Maine Library Fights Book-Banning Trend by Seeking Out Controversial Titles

A library located off the coast of Maine is seeking to fill its shelves with controversial titles in an effort to fight recent book-banning trends that have taken place across the country.

The Matinicus Island Library has adopted a range of historically banned books including classics such as Catch-22 by Joseph Heller, To Kill a Mockingbird by Harper Lee, The Handmaid's Tale by Margaret Atwood and The Grapes of Wrath by John Steinbeck.

The library has also purchased copies of a more recent 2005 picture book And Tango Makes Three, which tells the story of two male penguins that raise a chick together. The book is based off true events that took place in New York City's Central Park Zoo, but according to the American Library Association, has become one of the most banned books in the country due to its same-sex theme.

"We are buying banned books in order to publicly push back against the impetus to ban books. To say, 'If you don't want it in your library, we want it in ours,'" library patron Eva Murray told the Bangor Daily News. Murray recently returned to Matinicus Island from the mainland to purchase several historically banned titles from the library.
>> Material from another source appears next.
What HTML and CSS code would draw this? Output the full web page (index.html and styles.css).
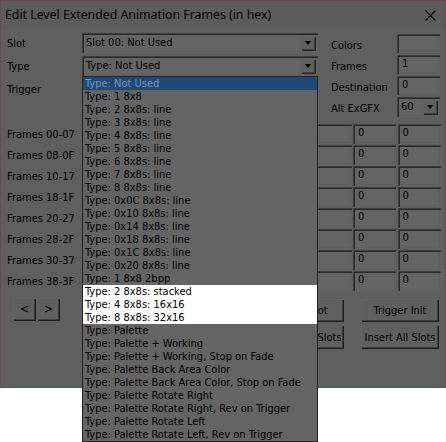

The library has since become referred to as the literary equivalent of the "Island of Misfit Toys," the place where unwanted and discarded toys live in Rudolph the Red-Nosed Reindeer. The small, community-run space started in 2016 and expanded in 2020 with a grant from the Stephen and Tabitha King Foundation, according to the Associated Press.

King himself has long been a critic of book censorship, telling the Chicago Tribune in a 2017 interview that "no book should ever be banned," urging children to go to "your local bookstore, and get a copy of what has been banned."

To Kill a Mockingbird
A library in Maine is buying controversial books to push back against censorship in the U.S. Above, a first edition of Lee Harper's book "To Kill a Mockingbird" with a dust-jacket designed by George Butler... Daniel LEAL / AFP/Getty Images

Earlier this week, Arizona's Republican-led legislature moved to advance a bill that would require schools to obtain parental consent before teaching any book that contains sexually explicit material, which critics say could lead to the censorship of classics such as Geoffrey Chaucer's The Canterbury Tales.

Elsewhere, a group of Republican lawmakers in Texas this month urged school districts to stop buying some LGBTQ-themed books. Hundreds of titles in the state have recently been pulled from school libraries as parents and conservative lawmakers seek to censor materials on race, sexuality and gender, according to a February investigation by NBC.

On Matinicus Island, however, residents remain adamant to allow a free flow of books and ideas into the library.

"We are in a privileged position to say, 'We don't ban books,' and that we welcome people's suggestions for books," Murray told the Daily News. "That's the thing about starting a library [out here]. You can do good without having to ask for a lot of permissions first."